-- Begin Dataset extract --

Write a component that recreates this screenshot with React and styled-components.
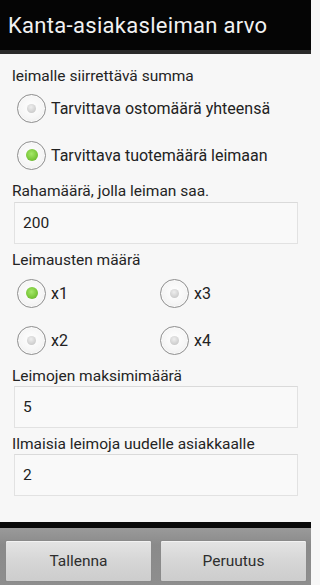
import styled, { createGlobalStyle } from "styled-components";

const Global = createGlobalStyle`
  html, body {
    margin: 0;
    padding: 0;
    background: #f7f7f7;
  }
  body {
    font-family: Roboto, "Noto Sans", "DejaVu Sans", sans-serif;
    color: #222;
  }
`;

const Screen = styled.div`
  width: 311px;
  height: 585px;
  display: flex;
  flex-direction: column;
  background: #f7f7f7;
  overflow: hidden;
`;

const TitleBar = styled.div`
  height: 50px;
  flex: none;
  background: #050505;
  border-bottom: 4px solid #2a2a2a;
  display: flex;
  align-items: center;
  padding: 0 8px;
  color: #f2f2f2;
  font-size: 22px;
  letter-spacing: 0.3px;
`;

const Content = styled.div`
  flex: 1;
  padding: 12px 13px 0 12px;
  display: flex;
  flex-direction: column;
`;

const Label = styled.div`
  height: 20px;
  line-height: 20px;
  font-size: 15.5px;
  color: #242424;
  margin-top: ${(p) => p.$gap || 0}px;
`;

const RadioRow = styled.label`
  height: 46px;
  display: flex;
  align-items: center;
  gap: 5px;
  padding-left: 5px;
  font-size: 16px;
  color: #222;
  margin-top: ${(p) => p.$gap || 0}px;
`;

const RadioGrid = styled.div`
  display: grid;
  grid-template-columns: 143px 1fr;
`;

const Ring = styled.span`
  width: 27px;
  height: 27px;
  border-radius: 50%;
  border: 1px solid #8e8e8e;
  background: radial-gradient(circle at 50% 45%, #ffffff 0%, #f6f6f6 55%, #e6e6e6 100%);
  box-shadow: inset 0 0 0 1px #fafafa;
  display: flex;
  align-items: center;
  justify-content: center;
  flex: none;
`;

const Dot = styled.span`
  width: ${(p) => (p.$on ? 12 : 9)}px;
  height: ${(p) => (p.$on ? 12 : 9)}px;
  border-radius: 50%;
  background: ${(p) =>
    p.$on
      ? "radial-gradient(circle at 45% 40%, #a6e86a 0%, #7cc93c 55%, #5ea52a 100%)"
      : "radial-gradient(circle at 45% 35%, #eeeeee 0%, #d2d2d2 60%, #bdbdbd 100%)"};
`;

const Field = styled.div`
  height: 40px;
  margin: ${(p) => p.$top || 0}px 0 0 2px;
  border: 1px solid #e2e2e2;
  border-top-color: #dadada;
  background: #f9f9f9;
  display: flex;
  align-items: center;
  padding-left: 8px;
  font-size: 15.5px;
  color: #222;
`;

const ButtonBar = styled.div`
  flex: none;
  border-top: 6px solid #0a0a0a;
  background: linear-gradient(#9a9a9a, #8a8a8a 30%, #8e8e8e);
  display: flex;
  gap: 8px;
  padding: 12px 4px 3px 5px;
  box-sizing: border-box;
  height: 63px;
`;

const Button = styled.button`
  flex: 1;
  border: 1px solid #8a8a8a;
  border-radius: 2px;
  background: linear-gradient(#e4e4e4, #d6d6d6 50%, #cdcdcd);
  box-shadow: inset 0 1px 0 #f2f2f2;
  font-family: Roboto, "Noto Sans", sans-serif;
  font-size: 15.5px;
  color: #2e2e2e;
  padding: 0;
`;

function Radio({ on, children, gap }) {
  return (
    <RadioRow $gap={gap}>
      <Ring>
        <Dot $on={on} />
      </Ring>
      {children}
    </RadioRow>
  );
}

export default function App() {
  return (
    <Screen>
      <Global />
      <TitleBar>Kanta-asiakasleiman arvo</TitleBar>
      <Content>
        <Label>leimalle siirrettävä summa</Label>
        <Radio gap={-1}>Tarvittava ostomäärä yhteensä</Radio>
        <Radio on gap={1}>Tarvittava tuotemäärä leimaan</Radio>
        <Label $gap={3}>Rahamäärä, jolla leiman saa.</Label>
        <Field $top={1}>200</Field>
        <Label $gap={6}>Leimausten määrä</Label>
        <RadioGrid>
          <Radio on>x1</Radio>
          <Radio>x3</Radio>
          <Radio gap={1}>x2</Radio>
          <Radio gap={1}>x4</Radio>
        </RadioGrid>
        <Label $gap={3}>Leimojen maksimimäärä</Label>
        <Field>5</Field>
        <Label $gap={6}>Ilmaisia leimoja uudelle asiakkaalle</Label>
        <Field>2</Field>
      </Content>
      <ButtonBar>
        <Button>Tallenna</Button>
        <Button>Peruutus</Button>
      </ButtonBar>
    </Screen>
  );
}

-- End Dataset extract --

**Job**
Retype the data above exactly; pictures are not part of the copy.

**Response**
Write a component that recreates this screenshot with React and styled-components.
import styled, { createGlobalStyle } from "styled-components";

const Global = createGlobalStyle`
  html, body {
    margin: 0;
    padding: 0;
    background: #f7f7f7;
  }
  body {
    font-family: Roboto, "Noto Sans", "DejaVu Sans", sans-serif;
    color: #222;
  }
`;

const Screen = styled.div`
  width: 311px;
  height: 585px;
  display: flex;
  flex-direction: column;
  background: #f7f7f7;
  overflow: hidden;
`;

const TitleBar = styled.div`
  height: 50px;
  flex: none;
  background: #050505;
  border-bottom: 4px solid #2a2a2a;
  display: flex;
  align-items: center;
  padding: 0 8px;
  color: #f2f2f2;
  font-size: 22px;
  letter-spacing: 0.3px;
`;

const Content = styled.div`
  flex: 1;
  padding: 12px 13px 0 12px;
  display: flex;
  flex-direction: column;
`;

const Label = styled.div`
  height: 20px;
  line-height: 20px;
  font-size: 15.5px;
  color: #242424;
  margin-top: ${(p) => p.$gap || 0}px;
`;

const RadioRow = styled.label`
  height: 46px;
  display: flex;
  align-items: center;
  gap: 5px;
  padding-left: 5px;
  font-size: 16px;
  color: #222;
  margin-top: ${(p) => p.$gap || 0}px;
`;

const RadioGrid = styled.div`
  display: grid;
  grid-template-columns: 143px 1fr;
`;

const Ring = styled.span`
  width: 27px;
  height: 27px;
  border-radius: 50%;
  border: 1px solid #8e8e8e;
  background: radial-gradient(circle at 50% 45%, #ffffff 0%, #f6f6f6 55%, #e6e6e6 100%);
  box-shadow: inset 0 0 0 1px #fafafa;
  display: flex;
  align-items: center;
  justify-content: center;
  flex: none;
`;

const Dot = styled.span`
  width: ${(p) => (p.$on ? 12 : 9)}px;
  height: ${(p) => (p.$on ? 12 : 9)}px;
  border-radius: 50%;
  background: ${(p) =>
    p.$on
      ? "radial-gradient(circle at 45% 40%, #a6e86a 0%, #7cc93c 55%, #5ea52a 100%)"
      : "radial-gradient(circle at 45% 35%, #eeeeee 0%, #d2d2d2 60%, #bdbdbd 100%)"};
`;

const Field = styled.div`
  height: 40px;
  margin: ${(p) => p.$top || 0}px 0 0 2px;
  border: 1px solid #e2e2e2;
  border-top-color: #dadada;
  background: #f9f9f9;
  display: flex;
  align-items: center;
  padding-left: 8px;
  font-size: 15.5px;
  color: #222;
`;

const ButtonBar = styled.div`
  flex: none;
  border-top: 6px solid #0a0a0a;
  background: linear-gradient(#9a9a9a, #8a8a8a 30%, #8e8e8e);
  display: flex;
  gap: 8px;
  padding: 12px 4px 3px 5px;
  box-sizing: border-box;
  height: 63px;
`;

const Button = styled.button`
  flex: 1;
  border: 1px solid #8a8a8a;
  border-radius: 2px;
  background: linear-gradient(#e4e4e4, #d6d6d6 50%, #cdcdcd);
  box-shadow: inset 0 1px 0 #f2f2f2;
  font-family: Roboto, "Noto Sans", sans-serif;
  font-size: 15.5px;
  color: #2e2e2e;
  padding: 0;
`;

function Radio({ on, children, gap }) {
  return (
    <RadioRow $gap={gap}>
      <Ring>
        <Dot $on={on} />
      </Ring>
      {children}
    </RadioRow>
  );
}

export default function App() {
  return (
    <Screen>
      <Global />
      <TitleBar>Kanta-asiakasleiman arvo</TitleBar>
      <Content>
        <Label>leimalle siirrettävä summa</Label>
        <Radio gap={-1}>Tarvittava ostomäärä yhteensä</Radio>
        <Radio on gap={1}>Tarvittava tuotemäärä leimaan</Radio>
        <Label $gap={3}>Rahamäärä, jolla leiman saa.</Label>
        <Field $top={1}>200</Field>
        <Label $gap={6}>Leimausten määrä</Label>
        <RadioGrid>
          <Radio on>x1</Radio>
          <Radio>x3</Radio>
          <Radio gap={1}>x2</Radio>
          <Radio gap={1}>x4</Radio>
        </RadioGrid>
        <Label $gap={3}>Leimojen maksimimäärä</Label>
        <Field>5</Field>
        <Label $gap={6}>Ilmaisia leimoja uudelle asiakkaalle</Label>
        <Field>2</Field>
      </Content>
      <ButtonBar>
        <Button>Tallenna</Button>
        <Button>Peruutus</Button>
      </ButtonBar>
    </Screen>
  );
}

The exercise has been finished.